Punitive damages are controlled by California Civil Code Section 3294 and 3295. In seeking these damages, the “bad act” must be engaged in or ratified by an officer, director or managing agent of the corporation.  (This office is proud to have established new California law on the subject at the Supreme Court level with the decision of Maxwell vs. Beverly Enterprises (companion case to White vs. Ultramar).

Most litigation occurs over the definition of “managing agent”. This is almost always a fact question for the jury. For example, what about a store manager at a “big box” store such as Target, Home Depot, Best Buy, etc., that supervises 300 employees but has limited power to set policies? If he/she intentionally refuses to enforce a policy is that the “making” of policy? If an employee is terminated outside of store policy (say, for complaining about discrimination), has the manager “made policy”? Some cases hold that simple non-enforcing policy is sufficient to show discretion.

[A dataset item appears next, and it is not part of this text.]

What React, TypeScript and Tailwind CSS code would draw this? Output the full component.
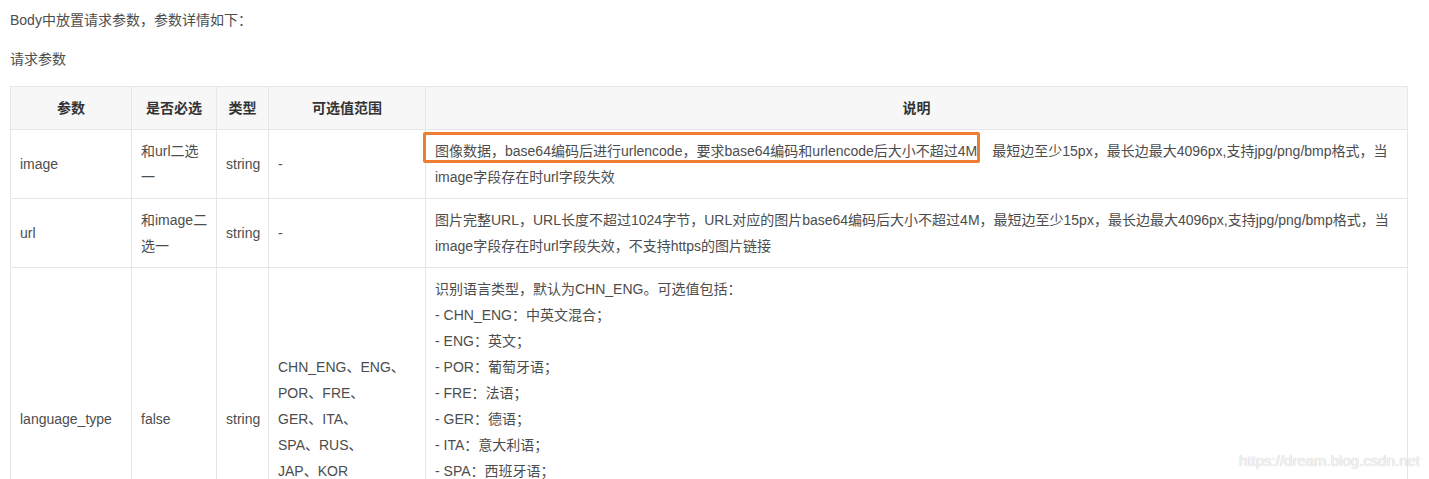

On the other hand, what about a higher-level district manager who is basically a paper-pusher and does not go into the field, but simply trusts his store managers to implement policy? If he is advised of a violation of policy, but does nothing, is that sufficient to call him a “managing agent” for purposes of liability. Most cases hold “yes”. In fact in our Maxwell decision, the court held that both the nursing home administrator and the district manager were managing agents. The jury returned a verdict in excess of $1,550,000.

Your attorney’s skill in preparing the jury for this phase of the trial (called the second phase) is critical to winning. For example, has your attorney questioned prospective jurors to make sure they will follow the law with regard to punishment? Do they understand that the law authorizes penalty damages if malice, oppression or fraud is found? The amount of punitive damages is generally based on the reprehensibility of the underlying conduct, the relationship between the punitive damages and the harm and the amount needed to deter and punish so that future conduct of a similar ilk will be prevented. CACI 3949.